● **Problem statement**:
Copy out every line that contains the word "styles".

● **Data segment**:
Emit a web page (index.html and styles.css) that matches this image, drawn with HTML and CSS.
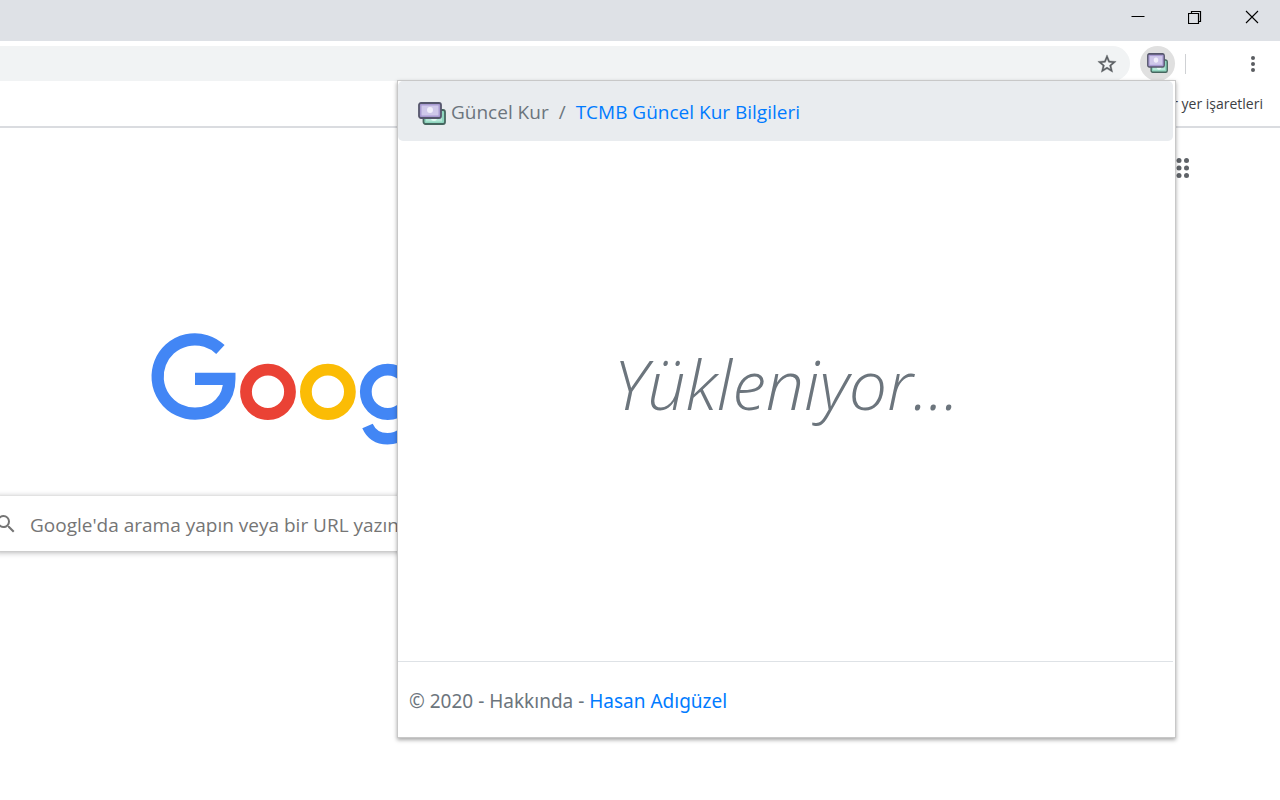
FILE: index.html
```html
<!DOCTYPE html>
<html lang="tr">
<head>
<meta charset="utf-8">
<title>Güncel Kur</title>
<link rel="stylesheet" href="styles.css">
</head>
<body>
<svg class="defs" aria-hidden="true">
  <symbol id="money" viewBox="0 0 28 24">
    <rect x="5.5" y="8" width="21.5" height="14" rx="2" fill="#8fd6bf" stroke="#46665f" stroke-width="1.800"/>
    <rect x="8" y="11" width="16" height="8.5" fill="#b5e8d8"/>
    <circle cx="16" cy="16" r="3" fill="#e2faf2"/>
    <rect x="1" y="1" width="22" height="15" rx="2" fill="#a99bd2" stroke="#55566c" stroke-width="1.800"/>
    <rect x="3.5" y="3.5" width="17" height="10" fill="#cfc8ea"/>
    <circle cx="12" cy="8" r="3" fill="#f1effb"/>
  </symbol>
</svg>
<header class="titlebar">
  <button class="win" aria-label="Simge durumuna küçült"><svg width="14" height="14" viewBox="0 0 14 14"><path d="M0.500 6.500H13.500" stroke="#000" fill="none"/></svg></button>
  <button class="win" aria-label="Önceki boyut"><svg width="14" height="14" viewBox="0 0 14 14"><path d="M.5 3.500h10v10H.5zM3.500 3.500V1.500h9v10h-2" stroke="#000" stroke-width="1.200" fill="none"/></svg></button>
  <button class="win" aria-label="Kapat"><svg width="14" height="14" viewBox="0 0 14 14"><path d="M1 1l12 12M13 1L1 13" stroke="#000" stroke-width="1.100" fill="none"/></svg></button>
</header>
<div class="toolbar">
  <div class="omnibox">
    <input class="address" type="text" aria-label="Adres çubuğu">
    <button class="star" aria-label="Yer işareti ekle"><svg width="22" height="22" viewBox="0 0 24 24"><path fill="#5a5d61" stroke="#5a5d61" stroke-width=".4" d="M22 9.240l-7.190-.62L12 2 9.190 8.630 2 9.240l5.460 4.730L5.820 21 12 17.270 18.180 21l-1.630-7.030L22 9.240zM12 15.400l-3.760 2.270 1-4.280-3.320-2.880 4.380-.38L12 6.100l1.710 4.040 4.380.38-3.320 2.880 1 4.280L12 15.400z"/></svg></button>
  </div>
  <button class="extension" aria-label="Güncel Kur"><svg width="21" height="21" viewBox="0 0 28 24" preserveAspectRatio="none"><use href="#money" width="28" height="24"/></svg></button>
  <span class="divider"></span>
  <button class="more" aria-label="Menü"><svg width="4" height="18" viewBox="0 0 4 18" fill="#5a5d61"><circle cx="2" cy="3" r="2"/><circle cx="2" cy="9" r="2"/><circle cx="2" cy="15" r="2"/></svg></button>
</div>
<nav class="bookmarks"><a class="bookmark" href="#">Diğer yer işaretleri</a></nav>
<main class="newtab">
  <div class="apps-row">
    <button class="apps" aria-label="Google uygulamaları"><svg width="20" height="20" viewBox="0 0 20 20" fill="#5f6368"><circle cx="2.500" cy="2.500" r="2.500"/><circle cx="10" cy="2.500" r="2.500"/><circle cx="17.500" cy="2.500" r="2.500"/><circle cx="2.500" cy="10" r="2.500"/><circle cx="10" cy="10" r="2.500"/><circle cx="17.500" cy="10" r="2.500"/><circle cx="2.500" cy="17.500" r="2.500"/><circle cx="10" cy="17.500" r="2.500"/><circle cx="17.500" cy="17.500" r="2.500"/></svg></button>
  </div>
  <svg class="logo" width="280" height="116" viewBox="150 331 280 116" fill="none" stroke="#4286f5" stroke-width="12.200" role="img" aria-label="Google">
    <path d="M220.400 349.500A37.200 37.200 0 1 0 195.300 413.700C216 413.700 229.400 399 229.400 378.900H195"/>
    <ellipse cx="268" cy="391.800" rx="22" ry="22.200" stroke="#ea4235" stroke-width="11.800"/>
    <ellipse cx="327.900" cy="391.800" rx="22" ry="22.200" stroke="#fbbc05" stroke-width="11.800"/>
    <ellipse cx="387.800" cy="391.800" rx="22" ry="22.200" stroke-width="11.800"/>
    <path d="M367.500 426C371.500 435 379 438.800 387.500 438.800C400 438.800 409 430 409 417V366" stroke-width="11.400"/>
  </svg>
  <form class="search">
    <svg width="24" height="24" viewBox="0 0 24 24"><path fill="#757575" d="M15.500 14h-.79l-.28-.27A6.470 6.470 0 0 0 16 9.500 6.500 6.500 0 1 0 9.500 16c1.610 0 3.090-.59 4.230-1.570l.27.28v.79l5 4.990L20.490 19l-4.990-5zm-6 0a4.500 4.500 0 1 1 0-9 4.500 4.500 0 0 1 0 9z"/></svg>
    <input class="query" type="text" placeholder="Google'da arama yapın veya bir URL yazın" aria-label="Ara">
  </form>
</main>
<section class="popup">
  <nav class="crumbs">
    <svg width="28" height="24"><use href="#money"/></svg>
    <span>Güncel Kur</span><span class="slash">/</span><a class="link" href="#">TCMB Güncel Kur Bilgileri</a>
  </nav>
  <p class="loading">Yükleniyor...</p>
  <footer class="foot">© 2020 - Hakkında - <a class="link" href="#">Hasan Adıgüzel</a></footer>
</section>
</body>
</html>
```
FILE: styles.css
```css
* { box-sizing: border-box; }
body {
  margin: 0;
  min-height: 100vh;
  position: relative;
  overflow: hidden;
  background: #fff;
  font-family: "Open Sans", "Noto Sans", sans-serif;
}
button { border: 0; padding: 0; background: none; display: flex; align-items: center; justify-content: center; }
input { border: 0; outline: 0; background: none; font-family: inherit; }
a { text-decoration: none; }
.defs { display: none; }
.titlebar { display: flex; justify-content: flex-end; height: 41px; background: #dee1e6; }
.win { width: 57px; height: 34px; }
.toolbar { display: flex; align-items: center; height: 45px; padding-right: 25px; }
.omnibox { flex: 1; display: flex; align-items: center; height: 35px; padding-right: 12px; background: #f1f3f4; border-radius: 0 18px 18px 0; }
.address { flex: 1; min-width: 0; }
.extension { width: 35px; height: 35px; margin-left: 10px; border-radius: 50%; background: #e0e0e0; }
.divider { width: 1px; height: 20px; margin: 0 65px 0 10px; background: #cfd1d4; }
.bookmarks { display: flex; justify-content: flex-end; align-items: center; height: 42px; padding: 0 17px 6px; border-bottom: 2px solid #dadce0; }
.bookmark { color: #3c4043; font-size: 14px; }
.newtab { display: flex; flex-direction: column; align-items: flex-start; }
.apps-row { align-self: flex-end; padding: 30px 91px 0 0; }
.logo { margin: 153px 0 0 150px; }
.search { display: flex; align-items: center; gap: 12px; width: 50%; height: 55px; margin-top: 49px; margin-left: -6px; background: #fff; box-shadow: 0 1px 6px rgba(32, 33, 36, .4); }
.query { flex: 1; height: 50px; padding: 2px 0 0; font-size: 19px; }
.query::placeholder { color: #757575; opacity: 1; }
.popup {
  position: absolute;
  top: 80px;
  right: 104px;
  width: 779px;
  max-width: 100%;
  display: flex;
  flex-direction: column;
  background: #fff;
  border: 1px solid #c8c8c8;
  box-shadow: 0 2px 4px rgba(0, 0, 0, .35);
  color: #6c757d;
  font-size: 19px;
}
.crumbs { display: flex; align-items: center; height: 60px; margin-right: 2px; padding: 1px 20px 0; background: #e9ecef; border-radius: 5px; }
.crumbs svg { margin: 4px 5px 0 0; }
.slash { margin: 0 10px; }
.link { color: #007bff; }
.loading { margin: 0; padding: 194px 0 228px; text-align: center; font-size: 68px; line-height: 98px; font-style: italic; font-weight: 300; }
.foot { height: 76px; margin-right: 2px; padding: 26px 11px 0; border-top: 1px solid #dee2e6; font-family: "Noto Sans", sans-serif; line-height: 26px; }
```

● **Answer below**:
Emit a web page (index.html and styles.css) that matches this image, drawn with HTML and CSS.
<link rel="stylesheet" href="styles.css">
FILE: styles.css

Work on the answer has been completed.